The records should be repeated word for word, pictures excluded.

-- Start of Source data --

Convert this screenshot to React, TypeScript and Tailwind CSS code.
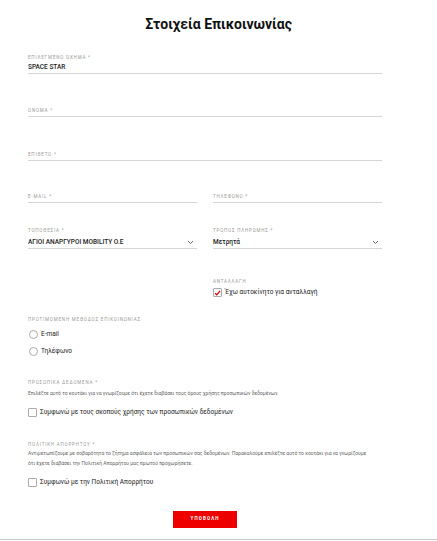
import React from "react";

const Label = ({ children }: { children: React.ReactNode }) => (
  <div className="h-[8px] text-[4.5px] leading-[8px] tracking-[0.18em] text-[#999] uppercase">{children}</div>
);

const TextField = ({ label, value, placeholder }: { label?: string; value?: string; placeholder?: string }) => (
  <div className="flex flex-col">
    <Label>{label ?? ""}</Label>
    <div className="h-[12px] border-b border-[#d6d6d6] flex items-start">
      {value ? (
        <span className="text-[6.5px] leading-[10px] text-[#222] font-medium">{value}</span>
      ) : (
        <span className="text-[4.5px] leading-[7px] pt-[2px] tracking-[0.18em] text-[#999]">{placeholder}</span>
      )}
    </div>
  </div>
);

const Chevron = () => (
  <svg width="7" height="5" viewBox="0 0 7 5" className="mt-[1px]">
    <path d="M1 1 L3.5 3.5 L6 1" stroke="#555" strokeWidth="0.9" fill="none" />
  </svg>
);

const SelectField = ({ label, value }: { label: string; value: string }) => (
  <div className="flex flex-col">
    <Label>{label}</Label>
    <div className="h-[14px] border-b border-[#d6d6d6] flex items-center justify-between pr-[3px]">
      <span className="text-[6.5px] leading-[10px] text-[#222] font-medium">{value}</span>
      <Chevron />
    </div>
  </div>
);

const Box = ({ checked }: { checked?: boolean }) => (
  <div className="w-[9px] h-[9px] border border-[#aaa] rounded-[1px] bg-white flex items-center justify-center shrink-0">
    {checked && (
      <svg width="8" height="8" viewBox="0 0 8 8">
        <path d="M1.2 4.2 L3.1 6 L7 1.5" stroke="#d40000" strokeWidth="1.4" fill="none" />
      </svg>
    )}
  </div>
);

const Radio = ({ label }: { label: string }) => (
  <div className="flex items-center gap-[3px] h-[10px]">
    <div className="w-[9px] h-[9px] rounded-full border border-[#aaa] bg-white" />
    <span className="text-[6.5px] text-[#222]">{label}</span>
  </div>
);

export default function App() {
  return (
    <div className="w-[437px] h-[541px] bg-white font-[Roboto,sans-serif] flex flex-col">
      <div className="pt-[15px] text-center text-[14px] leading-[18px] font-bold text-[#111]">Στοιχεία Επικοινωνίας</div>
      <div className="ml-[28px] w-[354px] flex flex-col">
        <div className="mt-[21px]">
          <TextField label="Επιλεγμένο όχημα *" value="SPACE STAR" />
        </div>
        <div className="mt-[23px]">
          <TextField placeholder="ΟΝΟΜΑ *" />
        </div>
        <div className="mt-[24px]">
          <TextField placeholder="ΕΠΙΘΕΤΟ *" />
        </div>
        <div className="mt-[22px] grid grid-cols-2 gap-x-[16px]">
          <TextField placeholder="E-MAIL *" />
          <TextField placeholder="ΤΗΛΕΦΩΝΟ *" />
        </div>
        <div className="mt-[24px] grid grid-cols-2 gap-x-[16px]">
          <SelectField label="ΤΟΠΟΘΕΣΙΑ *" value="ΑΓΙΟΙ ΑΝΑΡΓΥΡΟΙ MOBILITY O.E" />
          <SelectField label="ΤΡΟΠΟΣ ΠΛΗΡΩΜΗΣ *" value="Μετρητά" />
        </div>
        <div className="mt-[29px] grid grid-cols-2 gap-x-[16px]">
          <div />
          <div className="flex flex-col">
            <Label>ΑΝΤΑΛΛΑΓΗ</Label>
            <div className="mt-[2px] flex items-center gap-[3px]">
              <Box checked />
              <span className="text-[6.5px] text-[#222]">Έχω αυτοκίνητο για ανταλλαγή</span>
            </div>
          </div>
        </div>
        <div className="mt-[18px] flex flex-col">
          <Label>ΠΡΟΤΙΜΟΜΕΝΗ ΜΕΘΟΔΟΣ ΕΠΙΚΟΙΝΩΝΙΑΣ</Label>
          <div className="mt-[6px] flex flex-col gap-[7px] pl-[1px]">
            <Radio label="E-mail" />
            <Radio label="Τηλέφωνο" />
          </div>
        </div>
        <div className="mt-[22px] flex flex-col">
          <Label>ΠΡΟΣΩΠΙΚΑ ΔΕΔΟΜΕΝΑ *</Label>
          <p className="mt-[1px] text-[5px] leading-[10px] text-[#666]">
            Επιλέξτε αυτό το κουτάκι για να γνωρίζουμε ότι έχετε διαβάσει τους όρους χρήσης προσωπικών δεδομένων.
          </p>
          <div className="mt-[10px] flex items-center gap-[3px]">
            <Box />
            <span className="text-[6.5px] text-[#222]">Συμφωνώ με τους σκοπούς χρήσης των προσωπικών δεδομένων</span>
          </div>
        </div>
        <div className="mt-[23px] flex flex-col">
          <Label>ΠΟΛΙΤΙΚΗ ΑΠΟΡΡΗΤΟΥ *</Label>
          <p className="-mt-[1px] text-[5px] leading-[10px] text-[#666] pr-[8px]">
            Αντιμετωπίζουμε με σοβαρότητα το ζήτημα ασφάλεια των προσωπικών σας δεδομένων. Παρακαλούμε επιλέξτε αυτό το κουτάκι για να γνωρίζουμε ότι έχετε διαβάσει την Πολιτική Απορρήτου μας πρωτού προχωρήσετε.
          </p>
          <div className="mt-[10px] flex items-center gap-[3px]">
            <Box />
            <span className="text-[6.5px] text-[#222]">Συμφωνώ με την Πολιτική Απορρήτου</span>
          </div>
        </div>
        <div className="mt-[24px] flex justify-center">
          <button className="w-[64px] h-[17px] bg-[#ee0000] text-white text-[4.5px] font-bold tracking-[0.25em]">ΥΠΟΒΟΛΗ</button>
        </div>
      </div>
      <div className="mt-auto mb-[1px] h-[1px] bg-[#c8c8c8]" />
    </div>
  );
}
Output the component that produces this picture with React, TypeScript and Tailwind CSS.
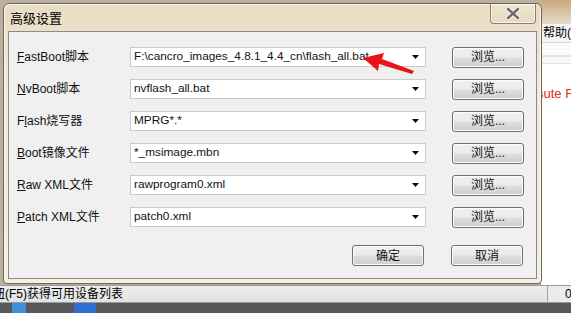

-- End of Source data --

◆ **Response**:
Convert this screenshot to React, TypeScript and Tailwind CSS code.
import React from "react";

const Label = ({ children }: { children: React.ReactNode }) => (
  <div className="h-[8px] text-[4.5px] leading-[8px] tracking-[0.18em] text-[#999] uppercase">{children}</div>
);

const TextField = ({ label, value, placeholder }: { label?: string; value?: string; placeholder?: string }) => (
  <div className="flex flex-col">
    <Label>{label ?? ""}</Label>
    <div className="h-[12px] border-b border-[#d6d6d6] flex items-start">
      {value ? (
        <span className="text-[6.5px] leading-[10px] text-[#222] font-medium">{value}</span>
      ) : (
        <span className="text-[4.5px] leading-[7px] pt-[2px] tracking-[0.18em] text-[#999]">{placeholder}</span>
      )}
    </div>
  </div>
);

const Chevron = () => (
  <svg width="7" height="5" viewBox="0 0 7 5" className="mt-[1px]">
    <path d="M1 1 L3.5 3.5 L6 1" stroke="#555" strokeWidth="0.9" fill="none" />
  </svg>
);

const SelectField = ({ label, value }: { label: string; value: string }) => (
  <div className="flex flex-col">
    <Label>{label}</Label>
    <div className="h-[14px] border-b border-[#d6d6d6] flex items-center justify-between pr-[3px]">
      <span className="text-[6.5px] leading-[10px] text-[#222] font-medium">{value}</span>
      <Chevron />
    </div>
  </div>
);

const Box = ({ checked }: { checked?: boolean }) => (
  <div className="w-[9px] h-[9px] border border-[#aaa] rounded-[1px] bg-white flex items-center justify-center shrink-0">
    {checked && (
      <svg width="8" height="8" viewBox="0 0 8 8">
        <path d="M1.2 4.2 L3.1 6 L7 1.5" stroke="#d40000" strokeWidth="1.4" fill="none" />
      </svg>
    )}
  </div>
);

const Radio = ({ label }: { label: string }) => (
  <div className="flex items-center gap-[3px] h-[10px]">
    <div className="w-[9px] h-[9px] rounded-full border border-[#aaa] bg-white" />
    <span className="text-[6.5px] text-[#222]">{label}</span>
  </div>
);

export default function App() {
  return (
    <div className="w-[437px] h-[541px] bg-white font-[Roboto,sans-serif] flex flex-col">
      <div className="pt-[15px] text-center text-[14px] leading-[18px] font-bold text-[#111]">Στοιχεία Επικοινωνίας</div>
      <div className="ml-[28px] w-[354px] flex flex-col">
        <div className="mt-[21px]">
          <TextField label="Επιλεγμένο όχημα *" value="SPACE STAR" />
        </div>
        <div className="mt-[23px]">
          <TextField placeholder="ΟΝΟΜΑ *" />
        </div>
        <div className="mt-[24px]">
          <TextField placeholder="ΕΠΙΘΕΤΟ *" />
        </div>
        <div className="mt-[22px] grid grid-cols-2 gap-x-[16px]">
          <TextField placeholder="E-MAIL *" />
          <TextField placeholder="ΤΗΛΕΦΩΝΟ *" />
        </div>
        <div className="mt-[24px] grid grid-cols-2 gap-x-[16px]">
          <SelectField label="ΤΟΠΟΘΕΣΙΑ *" value="ΑΓΙΟΙ ΑΝΑΡΓΥΡΟΙ MOBILITY O.E" />
          <SelectField label="ΤΡΟΠΟΣ ΠΛΗΡΩΜΗΣ *" value="Μετρητά" />
        </div>
        <div className="mt-[29px] grid grid-cols-2 gap-x-[16px]">
          <div />
          <div className="flex flex-col">
            <Label>ΑΝΤΑΛΛΑΓΗ</Label>
            <div className="mt-[2px] flex items-center gap-[3px]">
              <Box checked />
              <span className="text-[6.5px] text-[#222]">Έχω αυτοκίνητο για ανταλλαγή</span>
            </div>
          </div>
        </div>
        <div className="mt-[18px] flex flex-col">
          <Label>ΠΡΟΤΙΜΟΜΕΝΗ ΜΕΘΟΔΟΣ ΕΠΙΚΟΙΝΩΝΙΑΣ</Label>
          <div className="mt-[6px] flex flex-col gap-[7px] pl-[1px]">
            <Radio label="E-mail" />
            <Radio label="Τηλέφωνο" />
          </div>
        </div>
        <div className="mt-[22px] flex flex-col">
          <Label>ΠΡΟΣΩΠΙΚΑ ΔΕΔΟΜΕΝΑ *</Label>
          <p className="mt-[1px] text-[5px] leading-[10px] text-[#666]">
            Επιλέξτε αυτό το κουτάκι για να γνωρίζουμε ότι έχετε διαβάσει τους όρους χρήσης προσωπικών δεδομένων.
          </p>
          <div className="mt-[10px] flex items-center gap-[3px]">
            <Box />
            <span className="text-[6.5px] text-[#222]">Συμφωνώ με τους σκοπούς χρήσης των προσωπικών δεδομένων</span>
          </div>
        </div>
        <div className="mt-[23px] flex flex-col">
          <Label>ΠΟΛΙΤΙΚΗ ΑΠΟΡΡΗΤΟΥ *</Label>
          <p className="-mt-[1px] text-[5px] leading-[10px] text-[#666] pr-[8px]">
            Αντιμετωπίζουμε με σοβαρότητα το ζήτημα ασφάλεια των προσωπικών σας δεδομένων. Παρακαλούμε επιλέξτε αυτό το κουτάκι για να γνωρίζουμε ότι έχετε διαβάσει την Πολιτική Απορρήτου μας πρωτού προχωρήσετε.
          </p>
          <div className="mt-[10px] flex items-center gap-[3px]">
            <Box />
            <span className="text-[6.5px] text-[#222]">Συμφωνώ με την Πολιτική Απορρήτου</span>
          </div>
        </div>
        <div className="mt-[24px] flex justify-center">
          <button className="w-[64px] h-[17px] bg-[#ee0000] text-white text-[4.5px] font-bold tracking-[0.25em]">ΥΠΟΒΟΛΗ</button>
        </div>
      </div>
      <div className="mt-auto mb-[1px] h-[1px] bg-[#c8c8c8]" />
    </div>
  );
}
Output the component that produces this picture with React, TypeScript and Tailwind CSS.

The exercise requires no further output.